A balance sheet that describes 1968 only as frivolous, evanescent, and nonconsequential, by contrast with a serious and consequential 1989, is thus too simplistic. An essential point is made by that archetypical ’68er Daniel Cohn-Bendit: “We have won culturally and socially while, fortunately, losing politically.” Nineteen eighty-nine produced, with an astonishing lack of violence, a transformation of structures of domestic and international politics and economics. Culturally and socially, it has more the character of a restoration, or at least the reproduction or imitation, of existing Western consumer societies. Nineteen sixty-eight produced no comparable transformation of political and economic structures, but it did catalyze a profound cultural and social change, in eastern as well as western Europe (“1968” here really stands for a larger phenomenon, “the ’60s,” with the spread of the pill being more important than any demos or barricades).

No change of this scale is ever only for the better, and we see some negative effects today; but on balance, this was a step forward for human emancipation.
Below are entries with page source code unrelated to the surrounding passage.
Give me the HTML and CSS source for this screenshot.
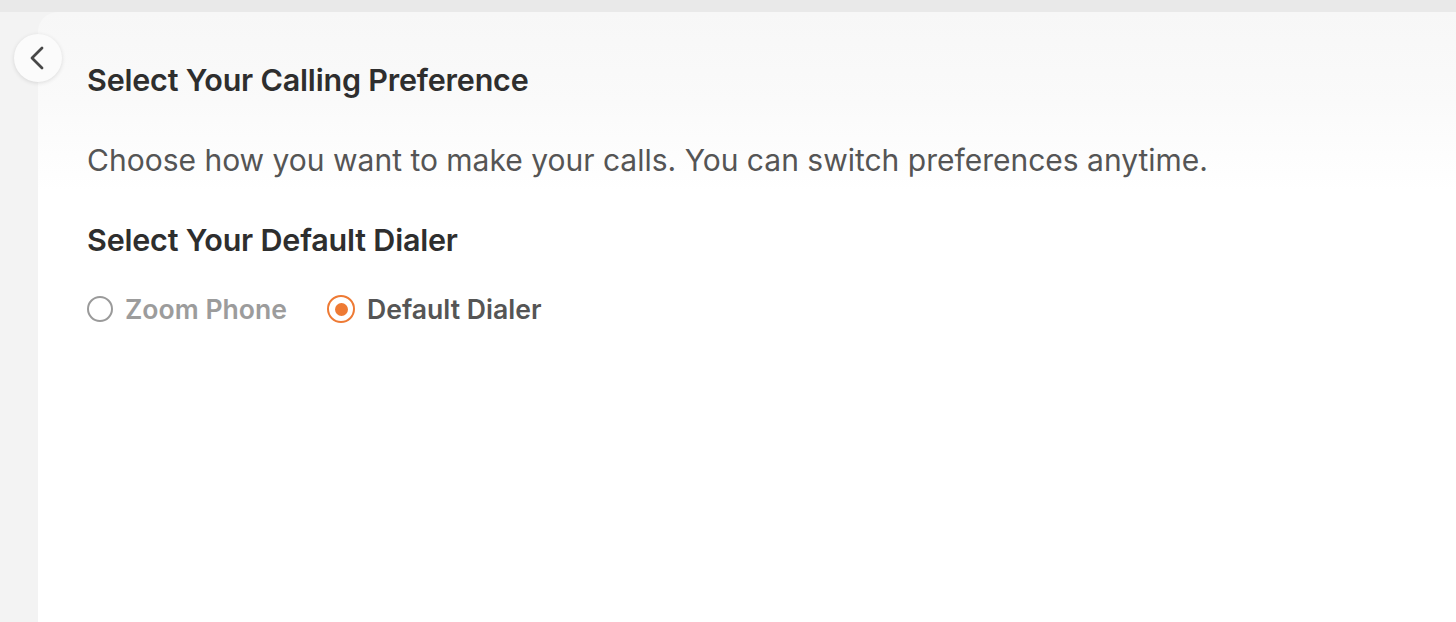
FILE: index.html
```html
<!DOCTYPE html>
<html lang="en">
<head>
<meta charset="utf-8">
<title>Calling Preference</title>
<link rel="stylesheet" href="styles.css">
</head>
<body>
<div class="topbar"></div>
<div class="layout">
  <div class="gutter"></div>
  <main class="card">
    <button class="back" aria-label="Back">
      <svg width="16" height="24" viewBox="0 0 16 24"><path d="M13 2 L3 12 L13 22" fill="none" stroke="#474747" stroke-width="2.8" stroke-linecap="round" stroke-linejoin="round"/></svg>
    </button>
    <h1 class="title">Select Your Calling Preference</h1>
    <p class="desc">Choose how you want to make your calls. You can switch preferences anytime.</p>
    <h2 class="title sub">Select Your Default Dialer</h2>
    <div class="options">
      <label class="option">
        <span class="radio"></span>
        <span class="opt-text muted">Zoom Phone</span>
      </label>
      <label class="option">
        <span class="radio checked"></span>
        <span class="opt-text">Default Dialer</span>
      </label>
    </div>
  </main>
</div>
</body>
</html>
```
FILE: styles.css
```css
* { box-sizing: border-box; }
html, body { margin: 0; height: 100%; }
body {
  background: #f3f3f3;
  font-family: "Inter", "Noto Sans", sans-serif;
  display: flex;
  flex-direction: column;
  overflow: hidden;
}
.topbar {
  height: 12px;
  background: #e9e9e9;
  flex: none;
}
.layout {
  flex: 1;
  display: flex;
}
.gutter {
  width: 38px;
  flex: none;
}
.card {
  position: relative;
  flex: 1;
  background: linear-gradient(#f7f7f7 0, #fafafa 90px, #ffffff 180px);
  border-top-left-radius: 20px;
  padding: 50px 0 0 49px;
}
.back {
  position: absolute;
  left: -24px;
  top: 22px;
  width: 48px;
  height: 48px;
  border-radius: 50%;
  border: none;
  background: #fbfbfb;
  box-shadow: 0 1px 4px rgba(0,0,0,0.12);
  display: flex;
  align-items: center;
  justify-content: center;
  padding: 0 2px 0 0;
}
.title {
  margin: 0;
  font-size: 30.5px;
  line-height: 36px;
  font-weight: 600;
  color: #2e2e2e;
  letter-spacing: -0.2px;
}
.desc {
  margin: 44px 0 0;
  font-size: 30px;
  line-height: 36px;
  color: #555;
  font-weight: 400;
}
.sub { margin-top: 44px; }
.options {
  display: flex;
  gap: 40px;
  margin-top: 33px;
}
.option {
  display: flex;
  align-items: center;
  gap: 12px;
}
.radio {
  width: 26px;
  height: 26px;
  border-radius: 50%;
  border: 2px solid #9a9a9a;
  display: flex;
  align-items: center;
  justify-content: center;
}
.radio.checked {
  width: 28px;
  height: 28px;
  border-color: #ee7a34;
}
.radio.checked::after {
  content: "";
  width: 13px;
  height: 13px;
  border-radius: 50%;
  background: #ee7a34;
}
.opt-text {
  font-size: 26.6px;
  line-height: 36px;
  font-weight: 600;
  color: #555;
}
.opt-text.muted { color: #9c9c9c; }
```
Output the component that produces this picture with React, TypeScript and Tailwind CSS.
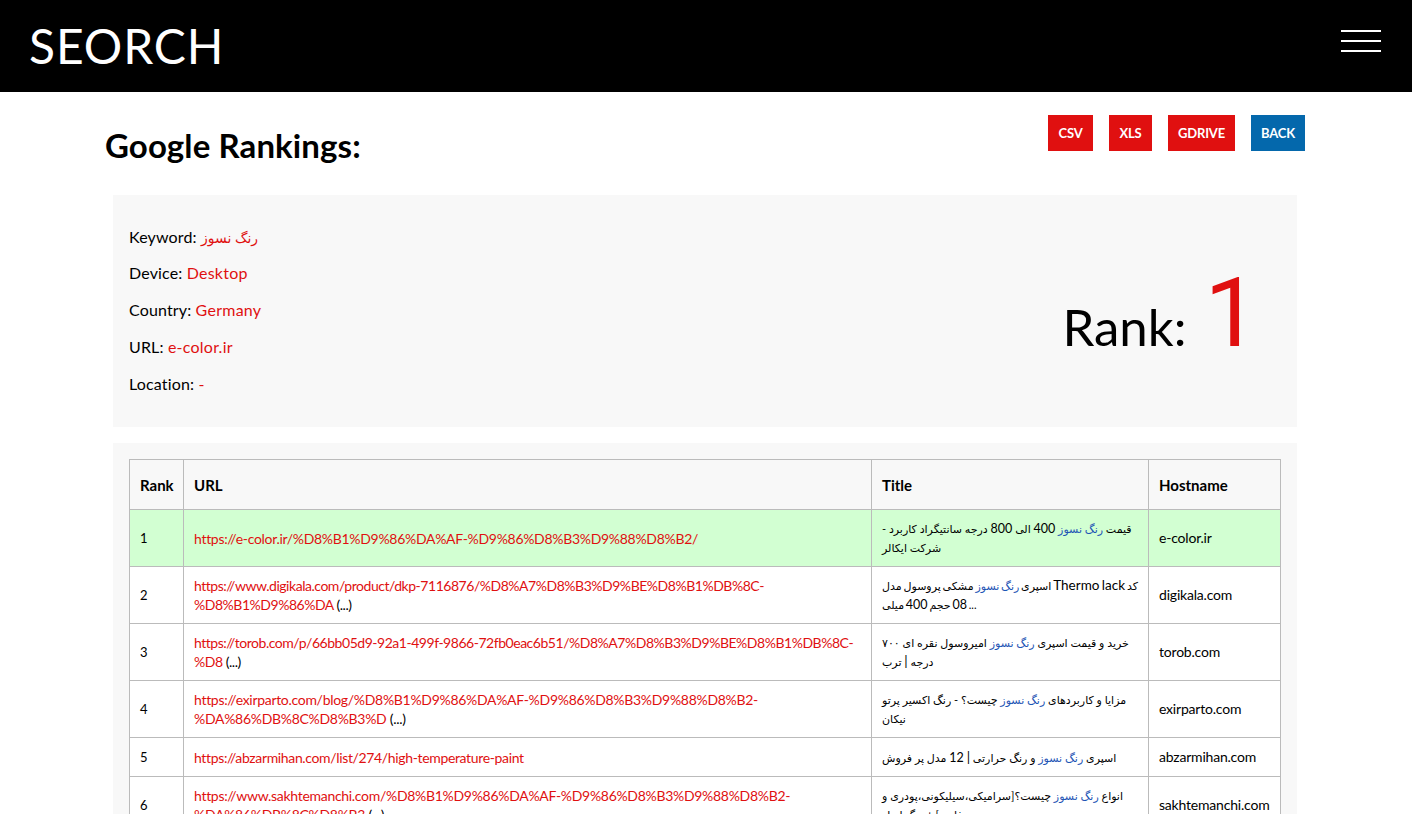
import React from "react";

const F = "font-['Lato','DejaVu_Sans',sans-serif]";
const K = () => <b className="font-normal text-[#1f55b5]">رنگ نسوز</b>;
const N = ({ children, big }: { children: React.ReactNode; big?: boolean }) => (
  <span className={big ? "text-[13.5px]" : "text-[12.5px]"}>{children}</span>
);
const rows: { r: number; title: React.ReactNode; host: string; h: string; bg?: string }[] = [
  { r: 1, title: <>قیمت <K /> <N>400</N> الی <N>800</N> درجه سانتیگراد کاربرد - شرکت ایکالر</>, host: "e-color.ir", h: "h-[57px]", bg: "bg-[#d2ffd2]" },
  { r: 2, title: <span className="whitespace-nowrap [word-spacing:-1px]">اسپری <K /> مشکی پروسول مدل <N big>Thermo lack</N> کد<br />{"\u200f"}<N>08</N> حجم <N>400</N> میلی ...</span>, host: "digikala.com", h: "h-[57px]" },
  { r: 3, title: <>خرید و قیمت اسپری <K /> امیروسول نقره ای ۷۰۰ درجه <N big>|</N> ترب</>, host: "torob.com", h: "h-[57px]" },
  { r: 4, title: <>مزایا و کاربردهای <K /> چیست؟ - رنگ اکسیر پرتو نیکان</>, host: "exirparto.com", h: "h-[57px]" },
  { r: 5, title: <>اسپری <K /> و رنگ حرارتی <N big>|</N> <N>12</N> مدل پر فروش</>, host: "abzarmihan.com", h: "h-[39px]" },
  { r: 6, title: <>انواع <K /> چیست؟[سرامیکی،سیلیکونی،پودری و فلزی] + رنگ ایزار</>, host: "sakhtemanchi.com", h: "h-[57px]" },
];
const urls: [string, string, string][] = [
  ["https://e-color.ir/%D8%B1%D9%86%DA%AF-%D9%86%D8%B3%D9%88%D8%B2/", "", "tracking-[-0.3px]"],
  ["https://www.digikala.com/product/dkp-7116876/%D8%A7%D8%B3%D9%BE%D8%B1%DB%8C-", "%D8%B1%D9%86%DA", "tracking-[-0.47px]"],
  ["https://torob.com/p/66bb05d9-92a1-499f-9866-72fb0eac6b51/%D8%A7%D8%B3%D9%BE%D8%B1%DB%8C-", "%D8", "tracking-[-0.47px]"],
  ["https://exirparto.com/blog/%D8%B1%D9%86%DA%AF-%D9%86%D8%B3%D9%88%D8%B2-", "%DA%86%DB%8C%D8%B3%D", "tracking-[-0.3px]"],
  ["https://abzarmihan.com/list/274/high-temperature-paint", "", "tracking-[-0.35px]"],
  ["https://www.sakhtemanchi.com/%D8%B1%D9%86%DA%AF-%D9%86%D8%B3%D9%88%D8%B2-", "%DA%86%DB%8C%D8%B3", "tracking-[-0.3px]"],
];

function Field({ label, value }: { label: string; value: string }) {
  return (
    <p className="mb-[13px] h-6 text-[16px] leading-6 tracking-[0.15px] text-black">
      {label}: <span className="tracking-[0.25px] text-[#e01010]">{value}</span>
    </p>
  );
}
function Btn({ children, w, blue }: { children: React.ReactNode; w: string; blue?: boolean }) {
  return (
    <a className={`flex h-9 items-center justify-center pt-[2px] text-[13px] font-bold tracking-[-0.2px] text-white ${w} ${blue ? "bg-[#0468ac]" : "bg-[#e01010]"}`}>{children}</a>
  );
}

export default function App() {
  return (
    <div className={`${F} h-screen overflow-hidden bg-white text-black`}>
      <header className="flex h-[92px] items-start justify-between bg-black pl-[29px] pr-[31px]">
        <div className="mt-[17px] text-[48px] leading-[58px] font-normal tracking-[0.9px] text-white">SEORCH</div>
        <div className="mt-[30px] flex w-10 flex-col gap-2">
          <span className="h-0.5 bg-white" />
          <span className="h-0.5 bg-white" />
          <span className="h-0.5 bg-white" />
        </div>
      </header>
      <main className="pl-[105px] pr-[107px]">
        <div className="flex h-[103px] items-start justify-between">
          <h1 className="mt-[33px] text-[33px] leading-10 font-bold tracking-[0.1px]">Google Rankings:</h1>
          <div className="mt-[23px] flex gap-4">
            <Btn w="w-[45px]">CSV</Btn>
            <Btn w="w-[43px]">XLS</Btn>
            <Btn w="w-[67px]">GDRIVE</Btn>
            <Btn w="w-[54px]" blue>BACK</Btn>
          </div>
        </div>
        <section className="mx-2 flex h-[232px] justify-between bg-[#f8f8f8] pl-4 pr-[38px] pt-[30px]">
          <div>
            <p className="mb-3 h-6 text-[16px] leading-6 tracking-[0.15px]">
              Keyword: <span className="text-[14px] tracking-normal text-[#e01010]">رنگ نسوز</span>
            </p>
            <Field label="Device" value="Desktop" />
            <Field label="Country" value="Germany" />
            <Field label="URL" value="e-color.ir" />
            <Field label="Location" value="-" />
          </div>
          <div className="flex items-baseline gap-[18px] self-start pt-[52px]">
            <span className="text-[51px] leading-[72px]">Rank:</span>
            <span className="font-['Roboto',sans-serif] text-[97px] leading-[72px] font-normal text-[#e01010]">1</span>
          </div>
        </section>
        <section className="mx-2 mt-4 bg-[#f8f8f8] p-4">
          <table className="w-full table-fixed border-collapse bg-white text-[14px]">
            <colgroup>
              <col className="w-[54px]" />
              <col className="w-[688px]" />
              <col className="w-[277px]" />
              <col />
            </colgroup>
            <thead>
              <tr className="h-[50px] bg-[#f8f8f8] text-left text-[15px] font-bold">
                <th className="border border-[#bbbbbb] px-2.5 pt-0.5">Rank</th>
                <th className="border border-[#bbbbbb] px-2.5 pt-0.5">URL</th>
                <th className="border border-[#bbbbbb] px-2.5 pt-0.5">Title</th>
                <th className="border border-[#bbbbbb] px-2.5 pt-0.5">Hostname</th>
              </tr>
            </thead>
            <tbody>
              {rows.map((row, i) => (
                <tr key={row.r} className={`${row.h} ${row.bg ?? ""}`}>
                  <td className="border border-[#bbbbbb] px-2.5 pt-0.5 text-[13px]">{row.r}</td>
                  <td className={`whitespace-nowrap border border-[#bbbbbb] px-2.5 leading-[19px] text-[#e01010] ${urls[i][2]}`}>
                    {urls[i][0]}
                    {urls[i][1] && <br />}
                    {urls[i][1]}
                    {urls[i][1] && <span className="text-black"> (...)</span>}
                  </td>
                  <td className="border border-[#bbbbbb] px-2.5 text-[11px] leading-[19px]">{row.title}</td>
                  <td className="border border-[#bbbbbb] px-2.5 pb-0.5 tracking-[-0.2px]">{row.host}</td>
                </tr>
              ))}
            </tbody>
          </table>
        </section>
      </main>
    </div>
  );
}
In most of our societies, most of the time, the life chances of women and of people from many minorities and from social classes previously held back by stuffy hierarchies are much greater today than they were before 1968. Even critics of 1968 such as Nicolas Sarkozy are beneficiaries of this change. (Could the divorced son of migrants have become president in the pre-1968 conservative idyll of his imagining?)

A balance sheet that describes 1968 only as frivolous, evanescent, and nonconsequential, by contrast with a serious and consequential 1989, is too simplistic. Both produced transformation.

Sharply contrasting though the two movements were, it is the combined effect of the utopian 1968 and the anti-utopian 1989 that has produced, across most of Europe and much of the world, a socially and culturally liberal, politically social democratic, globalized version of reformed capitalism. Yet in this anniversary year of 1968, we are seeing trouble in the engine-room of that reformed capitalism. What if the trouble gets worse next year, just in time for the anniversary of 1989? Now, that could be a revolution.